At worst, you can end the marriage with knowledge that you tried as hard as you could. And that’s a good thing to look back on. At least, it normally will let cooler heads prevail and that is best for the kids. Maybe the marriage doesn’t last, but you never get to stop being mom and dad to your kids. Ending the marriage after trying will, hopefully, improve how you treat one another over the long haul. And, if you secure the finances up front there’s hopefully not going to be some messy asset fight down the line. Talk it over with your lawyer and see if it works. Think it over and see if it works for you.
The plan that I had above, like I said, fell apart when I learned that there was continued contact with the last AP and she refused to take a polygraph test. Those should have been the two easiest things. Her actions took out a part of my plan and unfortunately I wasn’t able to cling to it any longer so I had to end it. Giving it that year also let me see who she really was, and I’m fine with that – different people have different values. I wish it worked out the other way a lot of the time, but I had a plan, and I stuck to it. I’m a fan of second chances, but not thirds.
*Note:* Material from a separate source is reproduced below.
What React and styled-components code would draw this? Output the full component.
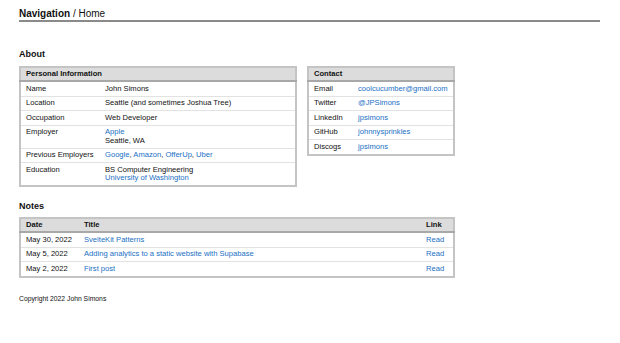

On the flip side, we are better coparents because we took that year trying. There’s not much of a downside to it, other than lost time. And you may want that time to make a decision.
Again, this is just a shot in the dark based on what I did. But, you might want a plan like this as a draft to give yourself a template of actions to follow while you get better.
If you’re inclined to try it, or even mull it over, see what you want to add to it or subtract from it.
And, you might really want the divorce too. The question is if it’s what you really want, or if you’re doing it because that’s what you think someone in your situation should do. Were I a lawyer to someone in my position, my professional advice would have been: “Dude, what the heck are you thinking? Get out now before she gives you herpes.” Being in this position before though, I didn’t take that advice. I tried. I’m proud I tried. I’m OK with it ending, because I tried. She just didn’t love me, she loved our life together… and that’s not me. You may have different results.